I segnali (nascosti) della crisi in arrivo

In effetti, analizzando la produzione degli ultimi mesi nulla poteva far presagire l'arrivo di una crisi, eppure qualche segnale c'era stato. Piccoli campanelli d'allarmi che adesso, dopo la notizia della chiusura e dei licenziamenti, acquisiscono un diverso significato, come spiegato da Alessandra Tersigni: ''Adesso comprendiamo tante cose. Ecco perché nell'ultimo periodo abbiamo fatto così tanto magazzino: noi pensavamo che fosse un surplus di lavoro per attuare un rilancio, invece si stavano preparando a quello che sarebbe successo con l'avvio della procedura di licenziamento collettivo. Anche dalle altre sedi ci dicevano che stava andando tutto bene, invece eravamo molto lontani dalla realtà''.

Una realtà cruda che come vittime principali ha sempre loro, i lavoratori e le loro famiglie che si ritrovano con un futuro in bilico: ''I lavoratori, soprattutto all'inizio, hanno avuto una reazione rabbiosa.

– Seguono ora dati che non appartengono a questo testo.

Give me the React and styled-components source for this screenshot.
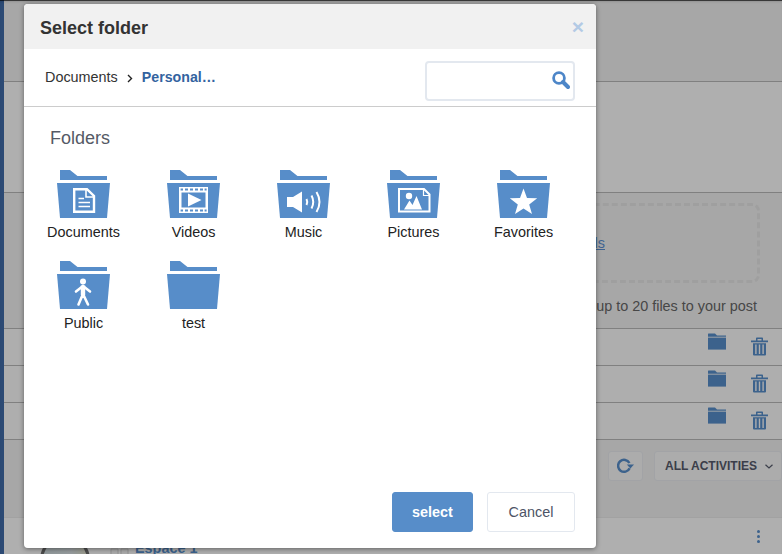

Anche loro hanno messo tutti i tasselli del puzzle al loro posto, dai magazzini pieni allo stop alla manutenzione. Piccoli segnali di un disegno studiato, che non ha nulla a che fare con la contrazione economica o il calo del fatturato lamentati dall'azienda. A luglio il licenziamento di 49 interinali era stato solo il preludio a quello che è avvenuto il 1° settembre: l'azienda ci ha convocato per comunicarci che avremmo ricevuto via pec la notizia della chiusura dello stabilimento, del licenziamento di 71 dipendenti e dello spostamento di altri 19 nelle sedi di Legnago e Volpago del Montello''.

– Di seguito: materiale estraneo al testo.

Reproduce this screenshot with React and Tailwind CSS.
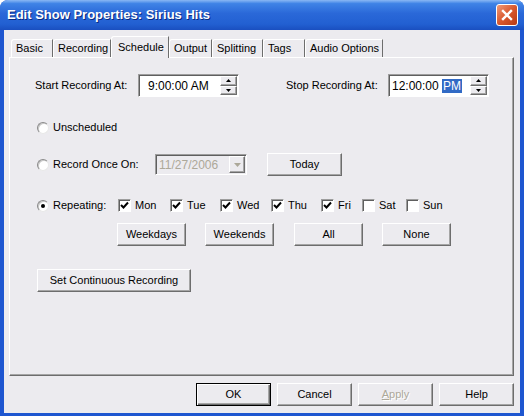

Le cause della chiusura: "Motivazioni inaccettabili"

Ma perché la Riello ha deciso di chiudere ed andare altrove? Secondo il segretario della Fiom Pescara le motivazioni date dall'azienda sono a dir poco inaccettabili: ''In primo luogo abbiamo indagato sulla situazione economica dello stabilimento, scoprendo che quello di Villanova di Cepagatti ha un fatturato superiore e dei costi inferiori rispetto alle fabbriche del Nord in cui verrà trasferito parte del personale. La loro premessa parte dalla conversione all'idrogeno, che prevede che il gas non venga più utilizzato. Un processo che in Francia avverrà nei prossimi 3 anni, ma che in Italia non vedremo prima di altri 10. Hanno deciso di spostare tutta la parte di assemblaggio, che richiede molta manodopera, negli stabilimenti in Polonia, dove il salario minimo è molto più basso''.

Qualunque sia la ragione, la decisione di chiudere tutto e lasciare 71 persone senza lavoro è stata definita ''inaccettabile'' dalla stessa Tersigni, che ha aggiunto: ''Siamo in sciopero ma lo stabilimento sta lavorando al 50%. I lavoratori si danno il cambio tra lavoro dentro la fabbrica e presidio fuori da quando è arrivata la notizia dei licenziamenti. Mercoledì la protesta si sposterà davanti alla Regione Abruzzo, dove è in programma un tavolo per coinvolgere la politica regionale sul caso: noi e l'amministrazione regionale abbiamo già chiesto al Ministero dello Sviluppo economico di convocare un tavolo per trovare soluzioni alternative che scongiurino i licenziamenti e la fuga di un'azienda e risorse per poterla convincere a rimanere in Italia''.

Intanto, lo scorso 1° settembre, sono partiti i 75 giorni che intercorrono tra l'arrivo della notizia del licenziamento e l'effettivo stop al lavoro. Un tempo che si riduce sempre di più in cui si cercherà di salvare il posto di lavoro di 71 persone, evitando l'ennesima fuga all'estero di un'azienda. Un fenomeno ormai troppo frequente che non fa altro che impoverire il nostro territorio.